STORED ROWS:
=-=-=

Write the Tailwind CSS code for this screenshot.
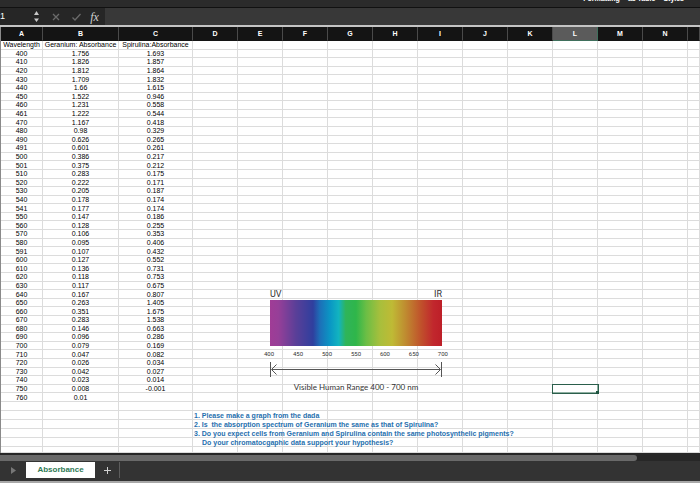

=-=-=

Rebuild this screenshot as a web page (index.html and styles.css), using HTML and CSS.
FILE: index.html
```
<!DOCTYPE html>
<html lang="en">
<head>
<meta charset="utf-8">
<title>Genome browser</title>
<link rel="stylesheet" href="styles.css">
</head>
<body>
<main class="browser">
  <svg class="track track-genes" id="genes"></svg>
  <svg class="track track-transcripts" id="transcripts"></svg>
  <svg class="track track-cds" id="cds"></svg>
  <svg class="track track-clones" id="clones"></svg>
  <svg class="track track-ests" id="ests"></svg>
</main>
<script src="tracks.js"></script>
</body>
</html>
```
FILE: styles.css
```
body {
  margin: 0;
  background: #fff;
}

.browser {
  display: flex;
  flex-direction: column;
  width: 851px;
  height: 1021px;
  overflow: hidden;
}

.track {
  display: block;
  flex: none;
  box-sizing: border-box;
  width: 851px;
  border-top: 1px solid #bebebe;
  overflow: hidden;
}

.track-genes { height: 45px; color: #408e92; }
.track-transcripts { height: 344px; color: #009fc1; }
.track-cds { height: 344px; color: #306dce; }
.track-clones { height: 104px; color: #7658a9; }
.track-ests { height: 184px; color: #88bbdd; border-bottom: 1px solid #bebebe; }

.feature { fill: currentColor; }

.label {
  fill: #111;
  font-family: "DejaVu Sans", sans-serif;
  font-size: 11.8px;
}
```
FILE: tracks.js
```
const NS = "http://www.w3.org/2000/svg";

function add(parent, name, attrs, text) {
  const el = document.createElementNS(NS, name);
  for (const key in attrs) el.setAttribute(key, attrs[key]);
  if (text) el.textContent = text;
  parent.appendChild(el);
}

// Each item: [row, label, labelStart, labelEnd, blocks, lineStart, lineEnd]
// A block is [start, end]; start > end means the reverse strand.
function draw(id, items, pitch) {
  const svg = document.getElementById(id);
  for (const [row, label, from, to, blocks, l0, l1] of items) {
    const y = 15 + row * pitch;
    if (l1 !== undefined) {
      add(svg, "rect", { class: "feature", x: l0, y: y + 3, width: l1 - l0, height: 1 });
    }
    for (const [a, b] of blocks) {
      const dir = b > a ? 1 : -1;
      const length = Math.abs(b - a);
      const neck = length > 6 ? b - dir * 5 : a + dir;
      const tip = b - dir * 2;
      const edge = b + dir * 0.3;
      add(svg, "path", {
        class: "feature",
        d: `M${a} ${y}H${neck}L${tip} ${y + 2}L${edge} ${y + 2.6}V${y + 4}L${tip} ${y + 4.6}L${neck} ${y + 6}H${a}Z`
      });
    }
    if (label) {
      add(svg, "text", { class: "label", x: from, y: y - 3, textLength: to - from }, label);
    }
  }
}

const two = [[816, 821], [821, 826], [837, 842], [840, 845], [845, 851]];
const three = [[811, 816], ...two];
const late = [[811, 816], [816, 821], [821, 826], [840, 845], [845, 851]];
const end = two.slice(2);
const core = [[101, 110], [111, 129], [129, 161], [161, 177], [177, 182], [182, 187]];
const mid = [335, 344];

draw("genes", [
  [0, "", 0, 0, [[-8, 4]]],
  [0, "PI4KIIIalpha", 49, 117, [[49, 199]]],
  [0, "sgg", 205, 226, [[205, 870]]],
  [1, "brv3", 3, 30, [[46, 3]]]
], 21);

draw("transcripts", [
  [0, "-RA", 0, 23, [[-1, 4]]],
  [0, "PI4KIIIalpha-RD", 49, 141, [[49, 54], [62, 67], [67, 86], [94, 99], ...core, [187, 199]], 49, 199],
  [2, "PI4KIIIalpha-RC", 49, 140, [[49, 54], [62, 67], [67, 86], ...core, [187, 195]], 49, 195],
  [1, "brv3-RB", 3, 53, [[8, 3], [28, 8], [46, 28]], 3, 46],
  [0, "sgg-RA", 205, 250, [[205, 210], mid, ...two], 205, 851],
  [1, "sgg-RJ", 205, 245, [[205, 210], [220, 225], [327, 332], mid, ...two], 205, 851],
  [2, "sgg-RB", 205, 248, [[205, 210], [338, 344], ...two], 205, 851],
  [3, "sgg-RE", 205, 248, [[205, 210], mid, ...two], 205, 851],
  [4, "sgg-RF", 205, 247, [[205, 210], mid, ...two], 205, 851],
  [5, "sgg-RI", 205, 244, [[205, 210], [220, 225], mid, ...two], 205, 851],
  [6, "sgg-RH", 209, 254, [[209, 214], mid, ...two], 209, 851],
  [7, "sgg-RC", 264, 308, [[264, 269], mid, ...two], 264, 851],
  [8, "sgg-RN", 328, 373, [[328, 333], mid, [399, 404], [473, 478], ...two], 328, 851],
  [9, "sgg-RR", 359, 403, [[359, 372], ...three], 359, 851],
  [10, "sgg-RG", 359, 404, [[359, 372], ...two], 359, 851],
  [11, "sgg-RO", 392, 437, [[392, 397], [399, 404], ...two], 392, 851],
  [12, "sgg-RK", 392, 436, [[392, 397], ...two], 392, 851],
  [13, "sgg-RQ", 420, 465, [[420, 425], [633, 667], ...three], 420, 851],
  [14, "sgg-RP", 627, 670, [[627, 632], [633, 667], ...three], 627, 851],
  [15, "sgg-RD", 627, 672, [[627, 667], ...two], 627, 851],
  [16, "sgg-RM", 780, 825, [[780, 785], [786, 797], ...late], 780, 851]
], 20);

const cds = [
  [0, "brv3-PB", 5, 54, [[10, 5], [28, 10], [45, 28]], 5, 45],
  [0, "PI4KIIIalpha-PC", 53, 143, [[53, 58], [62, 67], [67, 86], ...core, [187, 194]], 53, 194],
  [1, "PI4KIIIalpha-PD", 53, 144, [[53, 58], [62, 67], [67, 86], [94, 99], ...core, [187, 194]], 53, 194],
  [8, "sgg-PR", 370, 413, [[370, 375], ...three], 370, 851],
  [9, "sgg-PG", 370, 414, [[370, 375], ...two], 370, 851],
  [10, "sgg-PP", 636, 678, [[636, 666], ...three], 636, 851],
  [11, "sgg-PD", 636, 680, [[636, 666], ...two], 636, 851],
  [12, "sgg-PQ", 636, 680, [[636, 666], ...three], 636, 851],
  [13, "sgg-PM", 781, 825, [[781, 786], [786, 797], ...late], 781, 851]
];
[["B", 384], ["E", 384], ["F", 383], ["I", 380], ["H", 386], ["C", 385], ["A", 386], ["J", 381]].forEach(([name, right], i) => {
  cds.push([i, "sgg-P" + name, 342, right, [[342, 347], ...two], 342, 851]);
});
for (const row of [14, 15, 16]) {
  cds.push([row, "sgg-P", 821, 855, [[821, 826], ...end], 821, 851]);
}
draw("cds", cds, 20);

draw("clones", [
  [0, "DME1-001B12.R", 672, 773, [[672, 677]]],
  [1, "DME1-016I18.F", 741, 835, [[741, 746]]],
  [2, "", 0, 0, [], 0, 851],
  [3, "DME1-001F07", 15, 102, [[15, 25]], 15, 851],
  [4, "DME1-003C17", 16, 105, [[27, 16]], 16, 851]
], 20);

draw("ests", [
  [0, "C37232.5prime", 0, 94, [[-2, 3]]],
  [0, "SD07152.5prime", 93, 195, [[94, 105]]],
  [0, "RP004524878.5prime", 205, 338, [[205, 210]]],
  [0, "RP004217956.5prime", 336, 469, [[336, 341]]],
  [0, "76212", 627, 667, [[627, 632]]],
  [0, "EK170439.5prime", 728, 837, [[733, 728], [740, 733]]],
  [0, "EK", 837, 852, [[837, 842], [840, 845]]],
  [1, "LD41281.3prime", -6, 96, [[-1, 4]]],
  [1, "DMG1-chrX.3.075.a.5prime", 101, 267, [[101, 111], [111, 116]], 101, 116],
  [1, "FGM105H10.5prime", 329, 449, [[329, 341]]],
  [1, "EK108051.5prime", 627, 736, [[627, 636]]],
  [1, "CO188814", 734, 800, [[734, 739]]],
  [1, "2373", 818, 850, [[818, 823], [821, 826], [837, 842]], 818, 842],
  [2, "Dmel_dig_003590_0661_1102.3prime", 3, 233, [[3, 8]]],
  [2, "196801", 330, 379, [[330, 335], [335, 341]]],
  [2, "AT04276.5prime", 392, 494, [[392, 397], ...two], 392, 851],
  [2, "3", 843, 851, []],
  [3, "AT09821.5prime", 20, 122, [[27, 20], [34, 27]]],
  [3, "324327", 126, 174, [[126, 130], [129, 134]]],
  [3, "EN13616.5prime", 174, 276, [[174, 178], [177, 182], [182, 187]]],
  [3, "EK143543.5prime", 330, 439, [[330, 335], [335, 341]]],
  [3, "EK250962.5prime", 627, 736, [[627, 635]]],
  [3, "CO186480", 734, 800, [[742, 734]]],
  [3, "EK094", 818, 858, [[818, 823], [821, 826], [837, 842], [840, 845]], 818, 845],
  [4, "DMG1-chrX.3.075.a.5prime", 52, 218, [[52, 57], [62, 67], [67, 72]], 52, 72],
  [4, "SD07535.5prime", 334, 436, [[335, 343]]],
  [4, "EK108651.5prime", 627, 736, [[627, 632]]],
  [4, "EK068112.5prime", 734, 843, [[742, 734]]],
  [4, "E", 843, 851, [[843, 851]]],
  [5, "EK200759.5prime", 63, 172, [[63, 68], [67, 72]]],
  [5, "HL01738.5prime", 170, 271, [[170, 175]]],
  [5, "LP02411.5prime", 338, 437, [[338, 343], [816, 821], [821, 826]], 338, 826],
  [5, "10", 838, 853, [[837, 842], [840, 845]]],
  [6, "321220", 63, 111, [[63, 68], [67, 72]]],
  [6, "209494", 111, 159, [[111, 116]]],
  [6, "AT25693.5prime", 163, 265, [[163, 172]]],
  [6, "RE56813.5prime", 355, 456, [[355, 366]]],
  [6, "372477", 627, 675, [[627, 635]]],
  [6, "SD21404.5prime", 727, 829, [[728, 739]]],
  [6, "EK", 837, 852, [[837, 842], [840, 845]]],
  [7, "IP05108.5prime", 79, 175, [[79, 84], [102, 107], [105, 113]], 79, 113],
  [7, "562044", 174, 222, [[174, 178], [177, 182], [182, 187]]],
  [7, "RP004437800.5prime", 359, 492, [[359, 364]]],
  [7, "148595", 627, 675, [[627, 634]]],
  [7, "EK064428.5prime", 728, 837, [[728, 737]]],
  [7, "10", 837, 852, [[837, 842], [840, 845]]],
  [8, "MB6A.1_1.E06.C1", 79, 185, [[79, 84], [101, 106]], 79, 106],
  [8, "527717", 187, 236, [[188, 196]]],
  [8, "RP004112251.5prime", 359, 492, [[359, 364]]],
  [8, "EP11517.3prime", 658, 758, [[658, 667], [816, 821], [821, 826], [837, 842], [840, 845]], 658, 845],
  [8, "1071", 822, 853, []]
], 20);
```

=-=-=

TASK PROMPT: Copy in full each line that holds the word "index".

RESULT:
Rebuild this screenshot as a web page (index.html and styles.css), using HTML and CSS.
FILE: index.html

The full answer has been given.